His series of photographs The Cadillac Chronicles depicts black men with their Cadillacs. It was inspired by a Baltimore tradition, the Cadillac Parade, and explores the symbolism of the Cadillac as an emblem of male power and middle-class status.

His book Good and Bad Hair (1997) depicts African American hairstyles, and was based on a 1996 exhibition at Robert B. Menschel Photography Gallery.

His work was also shown in the 2003 group show HairStories at Scottsdale Museum of Contemporary Art: the Phoenix New Times called his "Tireka and Tamana, Easter Sunday, Baltimore, Maryland", a photograph of two women against the landscape of industrial Baltimore, and his photographs of African-American hair shows "the most fascinating photos of all" in the exhibition.

"Tamara and Tireka" also featured in a Smithsonian Institution exhibition Reflections in Black: A History of Black Photographers 1840 to the Present in Los Angeles.

In 2017, Gaskins spent time researching "The Black Photographers Annual," a four volume anthology published between 1973 and 1980.

== Books ==
- Gaskins, Bill (1997). "Good and Bad Hair"

== Selected essays ==
- “Anthony Barboza in Conversation with Bill Gaskins.” Nka: Journal of Contemporary African Art, vol. 2015, no. 37, Nov. 2015, pp. 16–27. EBSCOhost, https://doi.org/10.1215/10757163-3339827.
- Gaskins, Bill. “Sonya Clark.” New Art Examiner 24 (March 1997): 46.
- Gaskins, Bill. “Richard Hunt.” New Art Examiner, vol. 24, May 1997, pp. 50–51.

== Exhibitions ==
Gaskins photography has been included in several exhibitions.

| Year | Title | Location | Notes |
|---|---|---|---|
| 2022 | A Picture Gallery of the Soul | Katherine E. Nash Gallery, University of Minnesota | Co-curators: Herman Milligan and Howard Oransky. 111 photographers including Gaskins (prints from The Cadillac Chronicles), Dawoud Bey, Rashid Johnson, Bobby Holland and Carrie Mae Weems. |
| 2022 | Black Mystery Month | Clifford Gallery, Colgate University, Hamilton, NY | Solo exhibit featured 30 photographs, each a black and white image of a figure that had an impact on African American culture in the United States. |
| 2016 | Framing Beauty: Intimate Visions | The Grunwald Gallery, Indiana University | Curator: Deborah Willis.
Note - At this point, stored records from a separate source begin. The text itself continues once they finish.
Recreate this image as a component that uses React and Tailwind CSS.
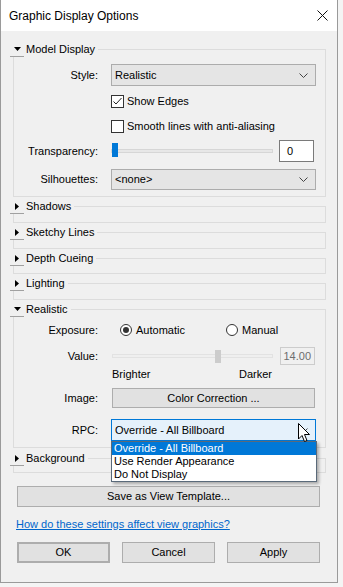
import React from "react";

function TriDown() {
  return (
    <svg width="7" height="4" viewBox="0 0 7 4">
      <polygon points="0,0 7,0 3.5,4" fill="#000" />
    </svg>
  );
}

function TriRight() {
  return (
    <svg width="4" height="7" viewBox="0 0 4 7">
      <polygon points="0,0 4,3.5 0,7" fill="#000" />
    </svg>
  );
}

function Chevron() {
  return (
    <svg width="9" height="5" viewBox="0 0 9 5">
      <path d="M0.5 0.5 L4.5 4.5 L8.5 0.5" fill="none" stroke="#444" strokeWidth="1" />
    </svg>
  );
}

// collapsible section with an etched frame
function Group({ title, open, bodyClass = "", children }) {
  return (
    <div>
      <div className="flex h-[15px]">
        <div className="w-[14px] h-[15px] flex items-center justify-center border-b border-[#a0a0a0]">
          {open ? <TriDown /> : <TriRight />}
        </div>
        <span className="ml-[2px] leading-[15px]">{title}</span>
        <div className="flex-1 ml-[3px] mt-[7px] border-t border-r border-[#dcdcdc]" />
      </div>
      <div className={"ml-[3px] border-l border-r border-b border-[#dcdcdc] " + bodyClass}>
        {children}
      </div>
    </div>
  );
}

function Label({ children }) {
  return <div className="w-[84px] text-right shrink-0">{children}</div>;
}

function Select({ value, className = "" }) {
  return (
    <div
      className={
        "flex items-center justify-between pl-[3px] pr-[7px] border " + className
      }
    >
      <span>{value}</span>
      <Chevron />
    </div>
  );
}

function Checkbox({ checked, label }) {
  return (
    <div className="flex items-center h-[13px] ml-[97px]">
      <div className="w-[13px] h-[13px] border border-[#333] bg-white flex items-center justify-center">
        {checked && (
          <svg width="11" height="11" viewBox="0 0 11 11">
            <path d="M1.5 5.5 L4 8 L9.5 2" fill="none" stroke="#222" strokeWidth="1" />
          </svg>
        )}
      </div>
      <span className="ml-[3px]">{label}</span>
    </div>
  );
}

function Radio({ checked, label, className = "" }) {
  return (
    <div className={"flex items-center " + className}>
      <div className="w-[12px] h-[12px] rounded-full border border-[#333] bg-white flex items-center justify-center">
        {checked && <div className="w-[6px] h-[6px] rounded-full bg-[#333]" />}
      </div>
      <span className="ml-[4px]">{label}</span>
    </div>
  );
}

function Button({ children, className = "" }) {
  return (
    <div
      className={
        "flex items-center justify-center bg-[#e1e1e1] border border-[#adadad] " + className
      }
    >
      {children}
    </div>
  );
}

export default function App() {
  const collapsed = ["Shadows", "Sketchy Lines", "Depth Cueing", "Lighting"];

  return (
    <div className="w-[343px] h-[587px] overflow-hidden bg-[#f4f4f4] text-black text-[11px] font-['Segoe_UI','Liberation_Sans',Arial,sans-serif]">
      <div className="w-[338px] h-[583px] bg-[#f0f0f0] border-l border-r border-b border-[#9a9a9a] flex flex-col">
        {/* title bar */}
        <div className="h-[31px] bg-white flex items-center justify-between pl-[8px] pr-[9px] shrink-0">
          <span className="text-[12px]">Graphic Display Options</span>
          <svg width="11" height="11" viewBox="0 0 11 11">
            <path d="M0.5 0.5 L10.5 10.5 M10.5 0.5 L0.5 10.5" stroke="#111" strokeWidth="1" />
          </svg>
        </div>

        <div className="pl-[9px] pr-[11px] pt-[11px] flex flex-col">
          <Group title="Model Display" open bodyClass="pt-[7px] pb-[6px]">
            <div className="flex items-center h-[22px]">
              <Label>Style:</Label>
              <Select
                value="Realistic"
                className="ml-[13px] w-[205px] h-[22px] bg-[#e5e5e5] border-[#acacac]"
              />
            </div>
            <div className="mt-[9px]">
              <Checkbox checked label="Show Edges" />
            </div>
            <div className="mt-[12px]">
              <Checkbox label="Smooth lines with anti-aliasing" />
            </div>
            <div className="flex items-center h-[22px] mt-[7px]">
              <Label>Transparency:</Label>
              <div className="relative ml-[13px] w-[162px] h-[22px] flex items-center">
                <div className="w-full h-[4px] bg-[#e7e7e7] border border-[#d6d6d6]" />
                <div className="absolute left-[1px] top-[3px] w-[6px] h-[14px] bg-[#0078d7]" />
              </div>
              <div className="ml-[6px] w-[35px] h-[22px] bg-white border border-[#7a7a7a] flex items-center pl-[7px]">
                0
              </div>
            </div>
            <div className="flex items-center h-[21px] mt-[7px]">
              <Label>Silhouettes:</Label>
              <Select
                value="<none>"
                className="ml-[13px] w-[205px] h-[21px] bg-[#e5e5e5] border-[#acacac]"
              />
            </div>
          </Group>

          {collapsed.map((name, i) => (
            <div key={name} className="mt-[2px]">
              <Group title={name} bodyClass={i === 2 ? "h-[8px]" : "h-[9px]"} />
            </div>
          ))}

          <div className="mt-[2px]">
            <Group title="Realistic" open bodyClass="pt-[6px] pb-[6px]">
              <div className="flex items-center h-[14px]">
                <Label>Exposure:</Label>
                <Radio checked label="Automatic" className="ml-[22px] w-[106px]" />
                <Radio label="Manual" />
              </div>
              <div className="flex items-center h-[18px] mt-[10px]">
                <Label>Value:</Label>
                <div className="relative ml-[14px] w-[161px] h-[18px] flex items-center">
                  <div className="w-full h-[4px] bg-[#efefef] border border-[#e2e2e2]" />
                  <div className="absolute left-[103px] top-[3px] w-[6px] h-[13px] bg-[#cccccc]" />
                </div>
                <div className="ml-[7px] w-[35px] h-[18px] border border-[#cccccc] text-[#6d6d6d] flex items-center justify-end pr-[3px]">
                  14.00
                </div>
              </div>
              <div className="flex items-center h-[13px] mt-[3px]">
                <div className="ml-[98px] w-[160px] flex justify-between">
                  <span>Brighter</span>
                  <span>Darker</span>
                </div>
              </div>
              <div className="flex items-center h-[20px] mt-[7px]">
                <Label>Image:</Label>
                <Button className="ml-[14px] w-[203px] h-[20px]">Color Correction ...</Button>
              </div>
              <div className="flex items-center h-[22px] mt-[11px]">
                <Label>RPC:</Label>
                <div className="relative ml-[13px]">
                  <Select
                    value="Override - All Billboard"
                    className="w-[205px] h-[22px] bg-[#e5f1fb] border-[#0078d7]"
                  />
                  <div className="absolute left-0 top-[22px] z-10 w-[206px] bg-white border border-[#5a6a7a] shadow-[2px_2px_3px_rgba(0,0,0,0.3)] flex flex-col">
                    <div className="h-[13px] leading-[13px] pl-[2px] bg-[#0078d7] text-white">
                      Override - All Billboard
                    </div>
                    <div className="h-[13px] leading-[13px] pl-[2px]">Use Render Appearance</div>
                    <div className="h-[13px] leading-[13px] pl-[2px]">Do Not Display</div>
                  </div>
                  <svg
                    className="absolute left-[187px] top-[4px] z-20"
                    width="13"
                    height="20"
                    viewBox="0 0 13 20"
                  >
                    <path
                      d="M0.5 0.5 L0.5 16 L4 12.5 L6.5 18.5 L9 17.5 L6.5 11.5 L11.5 11.5 Z"
                      fill="#fff"
                      stroke="#000"
                      strokeWidth="1"
                    />
                  </svg>
                </div>
              </div>
            </Group>
          </div>

          <div className="mt-[3px]">
            <Group title="Background" bodyClass="h-[7px]" />
          </div>

          <Button className="mt-[13px] ml-[7px] w-[303px] h-[21px]">Save as View Template...</Button>

          <div className="mt-[10px] h-[15px] leading-[15px] ml-[6px] text-[#0066cc] underline">
            How do these settings affect view graphics?
          </div>

          <div className="mt-[10px] ml-[7px] flex gap-[12px]">
            <Button className="w-[93px] h-[21px] border-2 border-[#0078d7]">OK</Button>
            <Button className="w-[93px] h-[21px]">Cancel</Button>
            <Button className="w-[93px] h-[21px]">Apply</Button>
          </div>
        </div>
      </div>
    </div>
  );
}
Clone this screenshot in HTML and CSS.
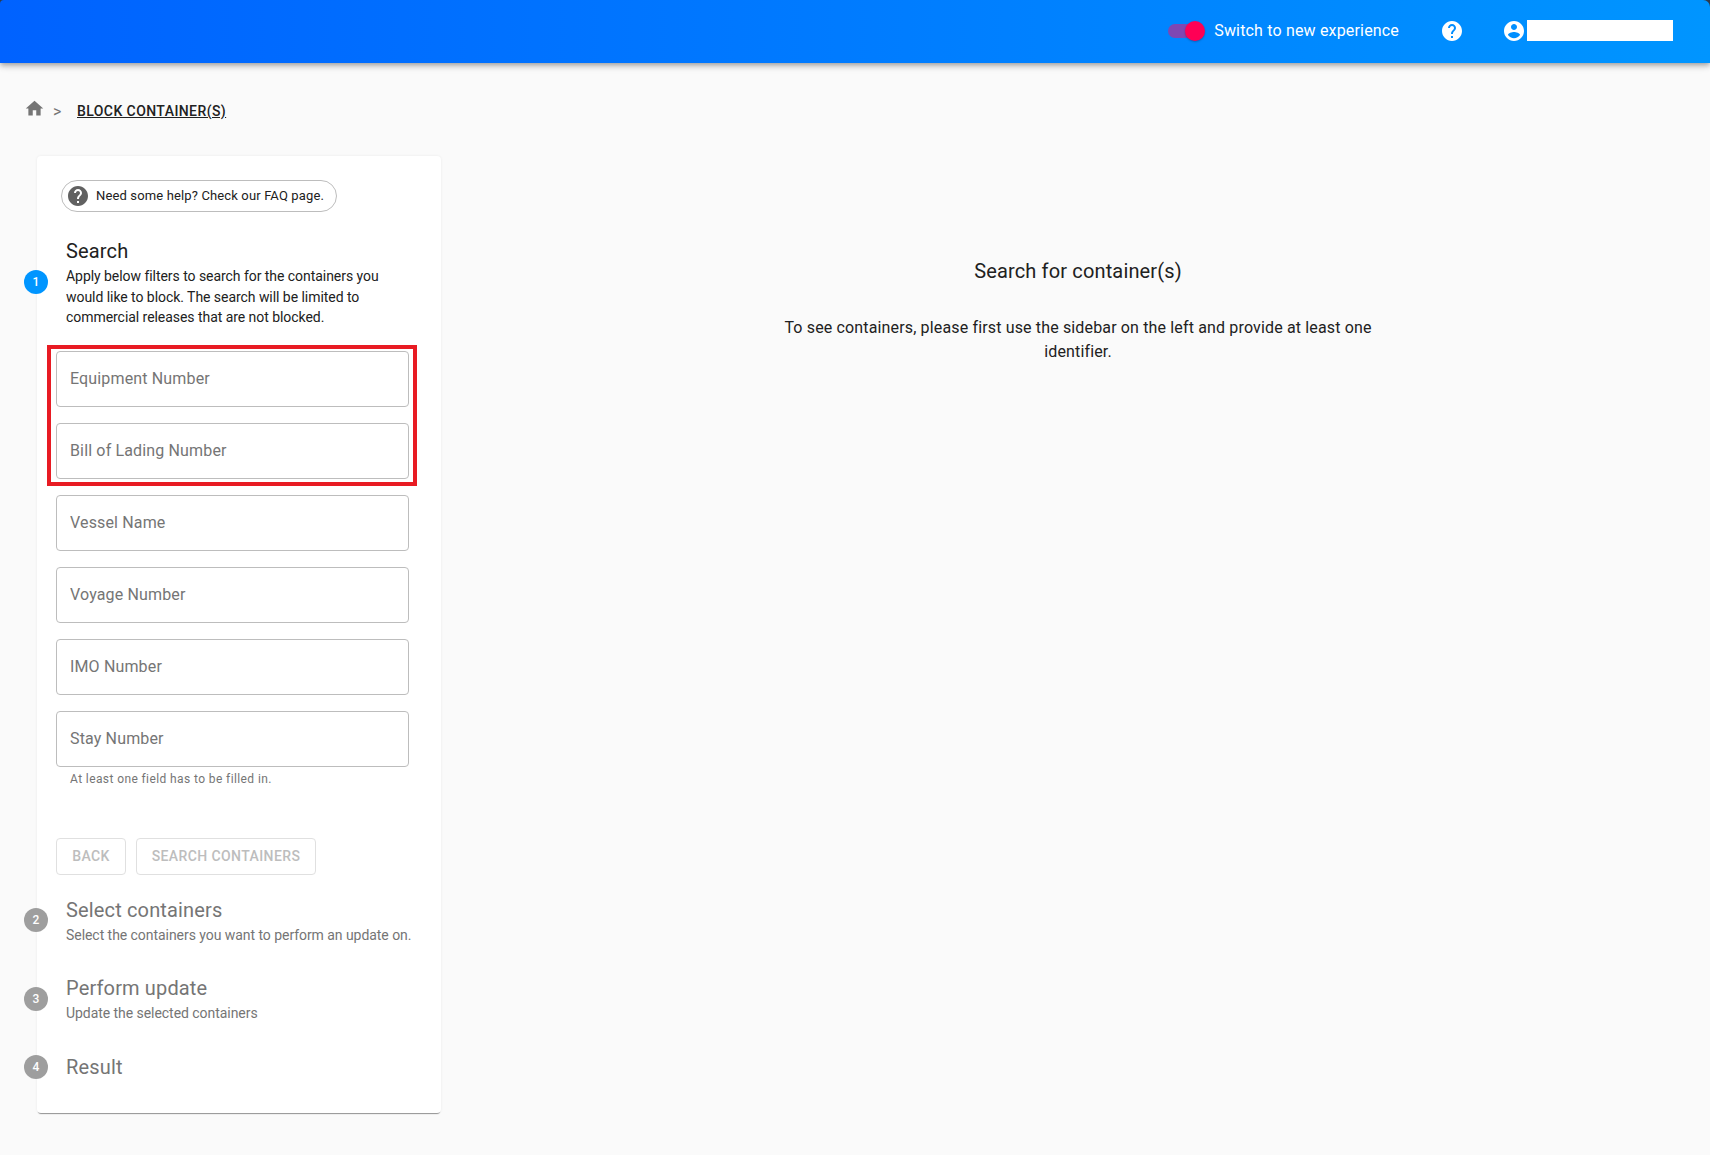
FILE: index.html
```html
<!DOCTYPE html>
<html lang="en">
<head>
<meta charset="utf-8">
<title>Block container(s)</title>
<link rel="stylesheet" href="styles.css">
</head>
<body>
<div class="topbar-frame">
<header class="topbar">
  <div class="switch"><span class="switch-track"></span><span class="switch-thumb"></span></div>
  <span class="switch-label">Switch to new experience</span>
  <svg class="icon-help" viewBox="0 0 24 24"><path d="M12 2C6.48 2 2 6.48 2 12s4.48 10 10 10 10-4.48 10-10S17.52 2 12 2zm1 17h-2v-2h2v2zm2.07-7.75l-.9.92C13.45 12.9 13 13.5 13 15h-2v-.5c0-1.1.45-2.1 1.17-2.83l1.24-1.26c.37-.36.59-.86.59-1.41 0-1.1-.9-2-2-2s-2 .9-2 2H8c0-2.21 1.79-4 4-4s4 1.79 4 4c0 .88-.36 1.68-.93 2.25z"/></svg>
  <svg class="icon-user" viewBox="0 0 24 24"><path d="M12 2C6.48 2 2 6.48 2 12s4.48 10 10 10 10-4.48 10-10S17.52 2 12 2zm0 3c1.66 0 3 1.34 3 3s-1.34 3-3 3-3-1.34-3-3 1.34-3 3-3zm0 14.2c-2.5 0-4.71-1.28-6-3.22.03-1.99 4-3.08 6-3.08 1.99 0 5.97 1.09 6 3.08-1.29 1.94-3.5 3.22-6 3.22z"/></svg>
  <div class="user-mask"></div>
</header>
</div>

<nav class="crumbs">
  <svg class="icon-home" viewBox="0 0 24 24"><path d="M10 20v-6h4v6h5v-8h3L12 3 2 12h3v8z"/></svg>
  <span class="crumb-sep">&gt;</span>
  <a class="crumb-link">BLOCK CONTAINER(S)</a>
</nav>

<main class="layout">
  <aside class="card">
    <div class="faq">
      <svg class="icon-faq" viewBox="2 2 20 20"><path d="M12 2C6.48 2 2 6.48 2 12s4.48 10 10 10 10-4.48 10-10S17.52 2 12 2zm1 17h-2v-2h2v2zm2.07-7.75l-.9.92C13.45 12.9 13 13.5 13 15h-2v-.5c0-1.1.45-2.1 1.17-2.83l1.24-1.26c.37-.36.59-.86.59-1.41 0-1.1-.9-2-2-2s-2 .9-2 2H8c0-2.21 1.79-4 4-4s4 1.79 4 4c0 .88-.36 1.68-.93 2.25z"/></svg>
      <span>Need some help? Check our FAQ page.</span>
    </div>

    <section class="step step-active">
      <span class="step-num num-active">1</span>
      <div class="step-body">
        <h2 class="step-title">Search</h2>
        <p class="step-desc">Apply below filters to search for the containers you would like to block. The search will be limited to commercial releases that are not blocked.</p>
      </div>
    </section>

    <form class="fields">
      <div class="highlight">
        <input class="field" placeholder="Equipment Number">
        <input class="field" placeholder="Bill of Lading Number">
      </div>
      <input class="field" placeholder="Vessel Name">
      <input class="field" placeholder="Voyage Number">
      <input class="field" placeholder="IMO Number">
      <input class="field" placeholder="Stay Number">
    </form>
    <p class="hint">At least one field has to be filled in.</p>

    <div class="actions">
      <button class="btn btn-back" disabled>BACK</button>
      <button class="btn btn-search" disabled>SEARCH CONTAINERS</button>
    </div>

    <section class="step step-two">
      <span class="step-num">2</span>
      <div class="step-body">
        <h2 class="step-title">Select containers</h2>
        <p class="step-desc">Select the containers you want to perform an update on.</p>
      </div>
    </section>
    <section class="step step-three">
      <span class="step-num">3</span>
      <div class="step-body">
        <h2 class="step-title">Perform update</h2>
        <p class="step-desc">Update the selected containers</p>
      </div>
    </section>
    <section class="step step-four">
      <span class="step-num">4</span>
      <div class="step-body">
        <h2 class="step-title">Result</h2>
      </div>
    </section>
  </aside>

  <section class="empty">
    <h1 class="empty-title">Search for container(s)</h1>
    <p class="empty-text">To see containers, please first use the sidebar on the left and provide at least one identifier.</p>
  </section>
</main>
</body>
</html>
```
FILE: styles.css
```css
* { box-sizing: border-box; }
html, body { margin: 0; height: 100%; }
body {
  background: #fafafa;
  font-family: Roboto, "Liberation Sans", sans-serif;
  color: #212121;
  height: 1155px;
  overflow: hidden;
}
.topbar-frame {
  background: #2e3a4a;
  box-shadow: 0 2px 4px -1px rgba(0,0,0,.2), 0 4px 5px rgba(0,0,0,.14), 0 1px 10px rgba(0,0,0,.12);
}
.topbar {
  height: 63px;
  display: flex;
  align-items: center;
  padding: 0 37px 1px 0;
  border-radius: 4px 7px 0 0;
  background: linear-gradient(90deg, #0062ff 0%, #0095ff 100%);
  color: #fff;
}
.switch { position: relative; width: 37px; height: 20px; margin-left: auto; margin-right: 9px; }
.switch-track {
  position: absolute; left: 0; top: 3px; width: 34px; height: 14px; border-radius: 7px;
  background: #7f47b3;
}
.switch-thumb {
  position: absolute; right: 0; top: 0; width: 20px; height: 20px; border-radius: 50%;
  background: #ff0055;
  box-shadow: 0 1px 2px rgba(0,0,0,.25);
}
.switch-label { font-size: 16px; line-height: 24px; letter-spacing: .17px; margin-right: 41px; }
.icon-help { width: 24px; height: 24px; fill: #fff; margin-right: 38px; }
.icon-user { width: 24px; height: 24px; fill: #fff; margin-right: 1px; }
.user-mask { width: 146px; height: 21px; margin-top: -1px; background: #fff; }

.crumbs {
  display: flex;
  align-items: center;
  height: 24px;
  margin: 36px 0 0 24px;
}
.icon-home { width: 21px; height: 21px; fill: #757575; margin-top: -6px; }
.crumb-sep { font-size: 16px; color: #757575; margin-left: 8px; width: 24px; }
.crumb-link { font-size: 14px; font-weight: 500; letter-spacing: .42px; text-decoration: underline; color: #212121; }

.layout { display: flex; margin-top: 33px; padding-left: 37px; }
.card {
  width: 404px;
  height: 957px;
  background: #fff;
  border-radius: 4px;
  box-shadow: 0 2px 1px -1px rgba(0,0,0,.4), 0 0 3px rgba(0,0,0,.07);
  padding-top: 24px;
}
.faq {
  display: inline-flex;
  align-items: center;
  margin-left: 24px;
  width: 276px;
  height: 32px;
  border: 1px solid #bdbdbd;
  border-radius: 16px;
  padding: 0 0 1px 6px;
  font-size: 13px;
  letter-spacing: .14px;
  color: #212121;
  vertical-align: top;
}
.icon-faq { width: 20px; height: 20px; fill: #616161; margin-right: 8px; flex: none; }

.step { display: flex; align-items: center; margin-left: -13px; }
.step-num {
  width: 24px; height: 24px; border-radius: 50%;
  background: #9e9e9e; color: #fff;
  font-size: 12px; font-weight: 500;
  display: flex; align-items: center; justify-content: center;
  flex: none; margin-right: 18px;
  position: relative;
}
.num-active { background: #0095ff; }
.step-body { min-width: 0; }
.step-title { margin: 0 0 1px; font-size: 20px; line-height: 28px; font-weight: 400; letter-spacing: .15px; color: #757575; }
.step-desc { margin: 0; font-size: 14px; line-height: 20.5px; letter-spacing: -.05px; color: #757575; width: 360px; }
.step-active { margin-top: 25px; }
.step-active .step-title { color: #212121; }
.step-active .step-desc { color: #212121; padding-right: 36px; }

.fields { display: flex; flex-direction: column; gap: 16px; margin: 23px 0 0 19px; width: 353px; }
.highlight {
  display: flex; flex-direction: column; gap: 16px;
  margin: -6px -8px -7px -9px;
  padding: 2px 4px 3px 5px;
  border: 4px solid #e81b23;
  width: 370px;
}
.field {
  display: block;
  width: 353px;
  height: 56px;
  border: 1px solid #bdbdbd;
  border-radius: 4px;
  background: #fff;
  padding: 0 13px;
  font: 400 16px Roboto, sans-serif;
  letter-spacing: .15px;
  flex: none;
}
.field::placeholder { color: #757575; opacity: 1; }
.hint { margin: 5px 0 0 33px; font-size: 12px; line-height: 14px; letter-spacing: .4px; color: #757575; }

.actions { display: flex; gap: 10px; margin: 52px 0 0 19px; }
.btn {
  height: 37px;
  border: 1px solid #e0e0e0;
  border-radius: 4px;
  background: #fff;
  color: #bdbdbd;
  font: 500 14px Roboto, sans-serif;
  letter-spacing: .4px;
  padding: 0 0 1px;
}
.btn-back { width: 70px; }
.btn-search { width: 180px; }
.step-two { margin-top: 21px; }
.step-three { margin-top: 29px; }
.step-four { margin-top: 29px; }

.empty { width: 590px; margin: 101px 0 0 342px; text-align: center; }
.empty-title { margin: 0; font-size: 20px; line-height: 28px; font-weight: 400; letter-spacing: .15px; color: #212121; }
.empty-text { margin: 31px 0 0; font-size: 16px; line-height: 24px; letter-spacing: .15px; color: #212121; }
```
Photographers included Gaskins, Omar Victor Diop, Kalup Linzy, Gordon Parks, Ji Yeo and others. ISBN 9780253026972 |
| 2012 | Wounding the Black Male: Photographs from Light Work Collection | Light Work, Syracuse, NY | Curators: Cassandra Jackson, Sarah Cunningham. Photographers included Gaskins, Hilton Braithwaite, Renee Cox, Willie Middlebrook, Clarissa Sligh, Hank Willis Thomas and others. |
| 2001 | Committed to the Image: Contemporary Black Photographers | Brooklyn Museum of Art | Exhibit featured works by 94 photographers including Gaskins, Anthony Barboza, Roland L. Freeman, Jeanne Moutoussamy-Ashe and others. ISBN 9780872731448 |
| 2000 | Reflections in Black: A History of Black Photographers 1840 to the Present | Smithsonian Museum, Washington, D.C. | Curator: Deborah Willis ISBN 9780393048803 |

==Collections==
- Sprint Corporation Art Collection. Acquired Exercising Benefits (2002), three triptychs surrounded by photographs of Sprint employees using the company's fitness center.